Monday, June 11, 2012

Universal Healthcare: The Ultimate Doomsday Prep

Why is it that, with the onset of the Internet blogger, objectivism has become clouded for the majority of Americans?  It's not really that difficult to tell the difference between a rant (this) and objective journalism (that).  Take, for example, the issue of the interesting subset of individuals known as "Doomsday Preppers". 
Doomsday Preppers are people who live their lives in preparation for a catastrophic event, not including feasible occurrences.
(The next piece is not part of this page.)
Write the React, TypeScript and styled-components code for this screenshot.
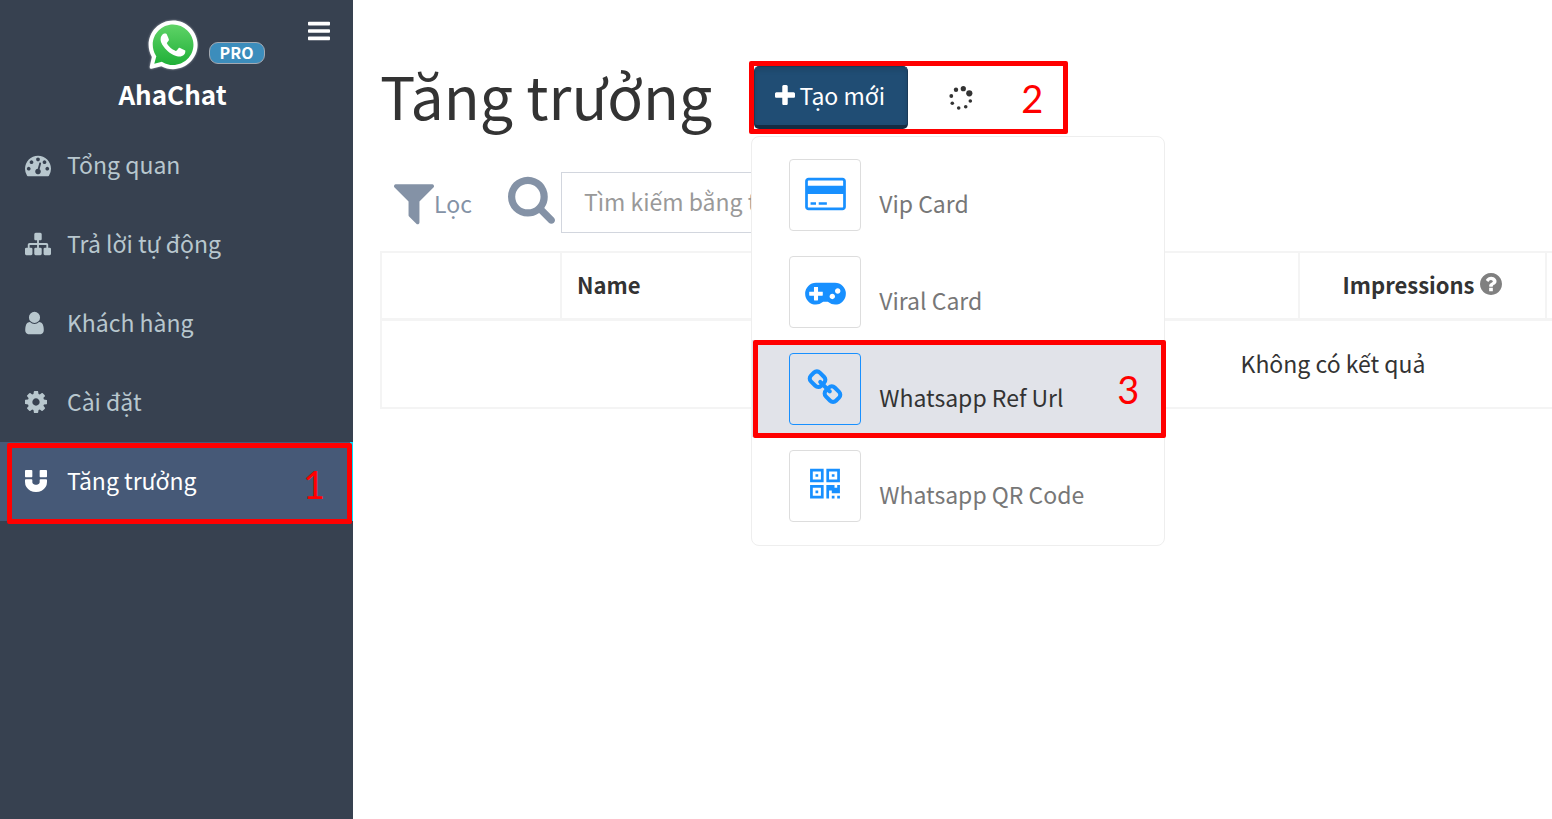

They work ardently to make sure that they are going to be the ones who survive the apocalypse. 

I have two questions for this group.
 
First, why would you want to survive the apocalypse?
We've all seen the ruins of a burnt house before.  If you have seen a house that has burned completely, it is eery and quite disturbing.  Even if you have only seen images in news magazines, or on television, it can still be jarring.  I want to bring an image to the forefront of your mind.  Have you ever seen a house that had completely burned, and the entire thing is in ruins, except for the chimney/fireplace?  At first glance, you would never have even expected a house once stood on the lot, save for the uncannily well fortified fire stack.
My first thought, having seen this image was, "why didn't they make the whole house as well as the chimney?"  My thought was purely hypothetical, but the more I considered it, the motive of the Doomsday Prep bunch became more clear.  They are the ones, who systematically attempt to make their total environment "fortified". 
It seems feasible enough but if you think about it, really think about it, it is so far from it.

In the end we all bite the big one.

That's all there is to it.  You can cloister yourself away underground with a weird tilapia farm, and teach your kids to scramble every time a plane passes, but is that better than dying?  In the end it's the same argument as euthenasia.  Is a life without quality, still better than death?  It seems to me like the ultimate in faithlessness.  I define "faith", as a trust that you did everything to make yours a life that was well-lived.  If you spend your entire life delaying the inevitable, is yours a life well-lived?

Second question: Is it not just as worrisome, if not more so, that your family may contract an infection of some sort?  Shouldn't universal health coverage be a concern if you are 'prepping' for disaster? 
There is a much higher chance your loved one would contract a life threatening disease, and not get proper care?  I, personally, took health care for granted until my husband lost his job.  COBRA, for my family, would have been fifteen hundred dollars for the each month my spouse, or myself, was unemployed.  Fifteen hundred dollars cuts deep, especially with a baby who had not yet received all his vaccines.  Anyway, I digress.  My point is that the Doomsday Preppers should become as afraid, if hyperbole is what it takes, of real disasters rather than imagined, or unforeseen events.  A lot more people get ear infections than get taken out by a tornado... even as horrible as tornadoes are. 

A lot of you will see my views as 'liberal'.  I really don't see how I could be more objective.  I wouldn't dream of infringing on any one's right to live as they see fit.  I'm just observing and applying my filter.  I do believe that the idea of living one's life as if they were in a Cormac McCarthy novel is no way to live. 
I have seen a few episodes of "Doomsday Preppers" and they all seem to have an underlying fear in everything they do.  I think that's sad.  I also think it's sad to sink so much trouble in preparing for only oneself, or one's own family.  I've seen that episode of "The Twilight Zone", also.  I am more frightened by what the onset of the Doomsday Prepper says about our world. 

So, having said that, I would sooner walk into the monsoon than live my life in fear of it.